Each run is a cellpy.cellreader.Cell instance. The instance contain general information about the run-settings (such as mass etc.). The measurement data, information, and summary is stored in three pandas.DataFrames:

raw: raw data from the run.

steps: stats from each step (and step type), created using the CellpyData.make_step_table method.

summary: summary data vs. cycle number (e.g. coulombic coulombic efficiency), created using the CellpyData.make_summary method.

The headers (columns) for the different DataFrames were given earlier in this chapter.

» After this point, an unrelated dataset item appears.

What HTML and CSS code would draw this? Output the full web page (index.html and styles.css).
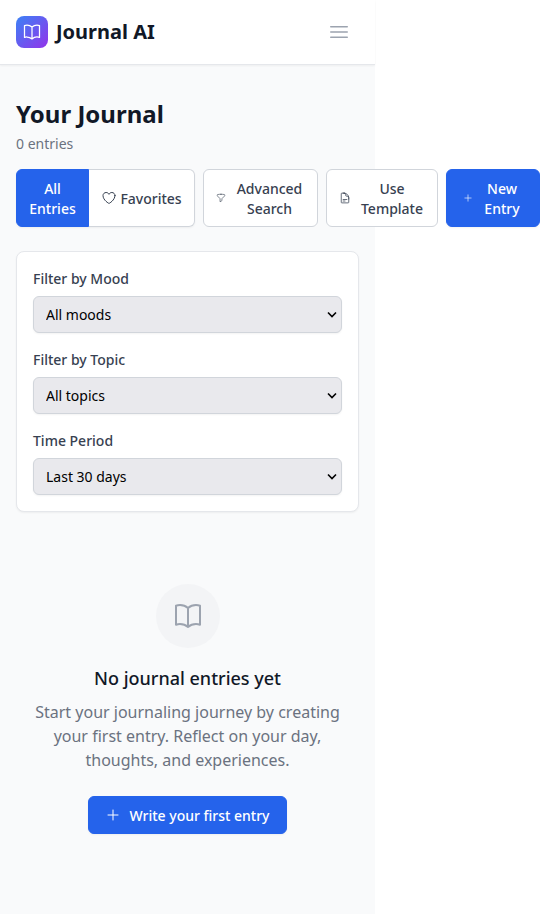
FILE: index.html
```html
<!DOCTYPE html>
<html lang="en">
<head>
  <meta charset="utf-8">
  <meta name="viewport" content="width=device-width, initial-scale=1">
  <title>Journal AI</title>
  <link rel="stylesheet" href="styles.css">
</head>
<body>
  <svg class="sprite" aria-hidden="true">
    <symbol id="book" viewBox="0 0 24 24"><path d="M12 6.042A8.967 8.967 0 0 0 6 3.75c-1.052 0-2.062.18-3 .512v14.25A8.987 8.987 0 0 1 6 18c2.305 0 4.408.867 6 2.292m0-14.25a8.966 8.966 0 0 1 6-2.292c1.052 0 2.062.18 3 .512v14.25A8.987 8.987 0 0 0 18 18a8.967 8.967 0 0 0-6 2.292m0-14.25v14.25"/></symbol>
    <symbol id="plus" viewBox="0 0 24 24"><path d="M12 4.5v15m7.5-7.5h-15"/></symbol>
    <symbol id="chevron" viewBox="0 0 10 8"><path d="M1 1.5 5 5.5 9 1.5"/></symbol>
  </svg>
  <div class="app">
    <header class="header">
      <div class="brand">
        <span class="logo"><svg class="icon icon-md" aria-hidden="true"><use href="#book"/></svg></span>
        <span>Journal AI</span>
      </div>
      <button class="menu" type="button" aria-label="Open menu">
        <svg class="icon icon-lg" viewBox="0 0 24 24" aria-hidden="true"><path d="M3.75 6.75h16.5M3.75 12h16.5m-16.5 5.25h16.5"/></svg>
      </button>
    </header>
    <main class="main">
      <h1>Your Journal</h1>
      <p class="count">0 entries</p>
      <div class="toolbar">
        <div class="segmented">
          <button class="btn active" type="button"><span>All<br>Entries</span></button>
          <button class="btn favorites" type="button">
            <svg class="icon icon-sm" viewBox="0 0 24 24" aria-hidden="true"><path d="M21 8.25c0-2.485-2.099-4.5-4.688-4.5-1.935 0-3.597 1.126-4.312 2.733-.715-1.607-2.377-2.733-4.313-2.733C5.1 3.75 3 5.765 3 8.25c0 7.22 9 12 9 12s9-4.78 9-12Z"/></svg>
            <span>Favorites</span>
          </button>
        </div>
        <button class="btn advanced" type="button">
          <svg class="icon icon-xs" viewBox="0 0 24 24" aria-hidden="true"><path d="M12 3c2.755 0 5.455.232 8.083.678.533.09.917.556.917 1.096v1.044a2.25 2.25 0 0 1-.659 1.591l-5.432 5.432a2.25 2.25 0 0 0-.659 1.591v2.927a2.25 2.25 0 0 1-1.244 2.013L9.75 21v-6.568a2.25 2.25 0 0 0-.659-1.591L3.659 7.409A2.25 2.25 0 0 1 3 5.818V4.774c0-.54.384-1.006.917-1.096A48.32 48.32 0 0 1 12 3Z"/></svg>
          <span class="wrap">Advanced<br>Search</span>
        </button>
        <button class="btn template" type="button">
          <svg class="icon icon-doc" viewBox="0 0 24 24" aria-hidden="true"><path d="M19.5 14.25v-2.625a3.375 3.375 0 0 0-3.375-3.375h-1.5A1.125 1.125 0 0 1 13.5 7.125v-1.5a3.375 3.375 0 0 0-3.375-3.375H8.25m0 12.75h7.5m-7.5 3H12M10.5 2.25H5.625c-.621 0-1.125.504-1.125 1.125v17.25c0 .621.504 1.125 1.125 1.125h12.75c.621 0 1.125-.504 1.125-1.125V11.25a9 9 0 0 0-9-9Z"/></svg>
          <span class="wrap">Use<br>Template</span>
        </button>
        <button class="btn primary new-entry" type="button">
          <svg class="icon icon-xs" aria-hidden="true"><use href="#plus"/></svg>
          <span class="wrap">New<br>Entry</span>
        </button>
      </div>
      <form class="filters">
        <div class="field">
          <label for="mood">Filter by Mood</label>
          <div class="select">
            <select id="mood"><option>All moods</option></select>
            <svg class="chevron" aria-hidden="true"><use href="#chevron"/></svg>
          </div>
        </div>
        <div class="field">
          <label for="topic">Filter by Topic</label>
          <div class="select">
            <select id="topic"><option>All topics</option></select>
            <svg class="chevron" aria-hidden="true"><use href="#chevron"/></svg>
          </div>
        </div>
        <div class="field">
          <label for="period">Time Period</label>
          <div class="select">
            <select id="period"><option>Last 30 days</option></select>
            <svg class="chevron" aria-hidden="true"><use href="#chevron"/></svg>
          </div>
        </div>
      </form>
      <section class="empty">
        <span class="circle"><svg class="icon icon-xl" aria-hidden="true"><use href="#book"/></svg></span>
        <h2>No journal entries yet</h2>
        <p>Start your journaling journey by creating your first entry. Reflect on your day, thoughts, and experiences.</p>
        <button class="btn primary" type="button">
          <svg class="icon icon-sm" aria-hidden="true"><use href="#plus"/></svg>
          <span>Write your first entry</span>
        </button>
      </section>
    </main>
  </div>
</body>
</html>
```
FILE: styles.css
```css
* {
  box-sizing: border-box;
}

body {
  margin: 0;
  background: #fff;
  color: #111827;
  font: 16px/24px "Noto Sans", sans-serif;
}

h1,
h2,
p {
  margin: 0;
}

.sprite {
  position: absolute;
  width: 0;
  height: 0;
}

.app {
  max-width: 375px;
  min-height: 100vh;
  background: #f9fafb;
}

.icon {
  flex: none;
  fill: none;
  stroke: currentColor;
  stroke-width: 1.5;
  stroke-linecap: round;
  stroke-linejoin: round;
}

.icon-xs { width: 10px; height: 16px; }
.icon-doc { width: 12px; height: 16px; }
.icon-sm { width: 16px; height: 16px; }
.icon-md { width: 20px; height: 20px; }
.icon-lg { width: 24px; height: 24px; }
.icon-xl { width: 32px; height: 32px; }

.header {
  display: flex;
  align-items: center;
  justify-content: space-between;
  padding: 16px;
  border-bottom: 1px solid #e5e7eb;
  background: #fff;
  box-shadow: 0 1px 2px rgb(0 0 0 / 5%);
}

.brand {
  display: flex;
  align-items: center;
  gap: 8px;
  font-size: 20px;
  font-weight: 700;
  line-height: 30px;
}

.logo {
  display: grid;
  place-items: center;
  width: 32px;
  height: 32px;
  border-radius: 8px;
  background: linear-gradient(to bottom right, #3b82f6, #9333ea);
  color: #fff;
}

.menu {
  display: flex;
  padding: 0 8px;
  border: 0;
  background: none;
  color: #9ca3af;
}

.main {
  padding: 32px 16px;
}

h1 {
  font-size: 24px;
  font-weight: 700;
  line-height: 34px;
}

.count {
  margin-top: 3px;
  color: #6b7280;
  font-size: 14px;
  line-height: 20px;
}

.toolbar {
  display: flex;
  gap: 8px;
  width: max-content;
  margin-top: 15px;
}

.segmented {
  display: flex;
  border-radius: 6px;
  box-shadow: 0 1px 2px rgb(0 0 0 / 5%);
}

.btn {
  display: inline-flex;
  align-items: center;
  justify-content: center;
  gap: 8px;
  padding: 7px 12px;
  border: 1px solid #d1d5db;
  border-radius: 6px;
  background: #fff;
  color: #374151;
  font: 500 14px/20px "Noto Sans", sans-serif;
}

.btn span {
  padding-top: 2px;
}

.active,
.primary {
  border-color: #2563eb;
  background: #2563eb;
  color: #fff;
}

.primary {
  padding: 7px 16px;
  box-shadow: 0 1px 2px rgb(0 0 0 / 5%);
}

.active {
  width: 73px;
  border-radius: 6px 0 0 6px;
}

.favorites {
  gap: 3px;
  width: 106px;
  border-left: 0;
  border-radius: 0 6px 6px 0;
}

.advanced { width: 115px; }
.template { width: 112px; }
.new-entry { width: 94px; }

.wrap {
  flex: 1;
}

.filters {
  display: grid;
  gap: 16px;
  margin-top: 24px;
  padding: 16px;
  border: 1px solid #e5e7eb;
  border-radius: 8px;
  background: #fff;
  box-shadow: 0 1px 2px rgb(0 0 0 / 5%);
}

.field {
  display: grid;
  gap: 6px;
}

label {
  color: #374151;
  font-size: 14px;
  font-weight: 500;
  line-height: 22px;
}

.select {
  display: grid;
  position: relative;
}

select {
  appearance: none;
  width: 100%;
  height: 37px;
  padding: 8px 32px 7px 12px;
  border: 1px solid #d1d5db;
  border-radius: 6px;
  background-color: #e9e9ed;
  color: #000;
  font: 14px/20px "Noto Sans", sans-serif;
  box-shadow: 0 1px 2px rgb(0 0 0 / 5%);
}

.chevron {
  position: absolute;
  top: 15px;
  right: 5px;
  width: 10px;
  height: 8px;
  fill: none;
  stroke: #000;
  stroke-width: 1.6;
  pointer-events: none;
}

.empty {
  display: flex;
  flex-direction: column;
  align-items: center;
  margin-top: 24px;
  padding: 48px 0;
  text-align: center;
}

.circle {
  display: grid;
  place-items: center;
  width: 64px;
  height: 64px;
  border-radius: 50%;
  background: #f3f4f6;
  color: #9ca3af;
}

h2 {
  margin-top: 16px;
  font-size: 18px;
  font-weight: 500;
  line-height: 28px;
}

.empty p {
  max-width: 384px;
  margin: 8px 0 24px;
  color: #6b7280;
}
```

As mentioned above, the Cell object also contains metadata for the run.

metadata

cell_no = None
mass = prms.Materials.default_mass  # active material (in mg)
tot_mass = prms.Materials.default_mass  # total material (in mg)
no_cycles = 0.0
charge_steps = None
discharge_steps = None
ir_steps = None
ocv_steps = None
nom_cap = prms.DataSet.nom_cap  # mAh/g (for finding c-rates)
mass_given = False
material = prms.Materials.default_material
merged = False
file_errors = None  # not in use at the moment
loaded_from = None  # loaded from (can be list if merged)
channel_index = None
channel_number = None
creator = None
item_ID = None
schedule_file_name = None
start_datetime = None
test_ID = None
name = None
cycle_mode = prms.Reader.cycle_mode
active_electrode_area = None  # [cm2]
active_electrode_thickness = None  # [micron]
electrolyte_type = None  #
electrolyte_volume = None  # [micro-liter]
active_electrode_type = None
counter_electrode_type = None
reference_electrode_type = None
experiment_type = None
cell_type = None
separator_type = None
active_electrode_current_collector = None
reference_electrode_current_collector = None
comment = None

The Cell object can also take custom metadata if provieded as keyword arguments (for developers).

FileID

The FileID object contains information about the raw file(s) and is used when comparing the cellpy-file with the raw file(s) (for example to check if it has been updated compared to the cellpy-file). Notice that FileID will contain a list of file identification parameters if the run is from several raw files.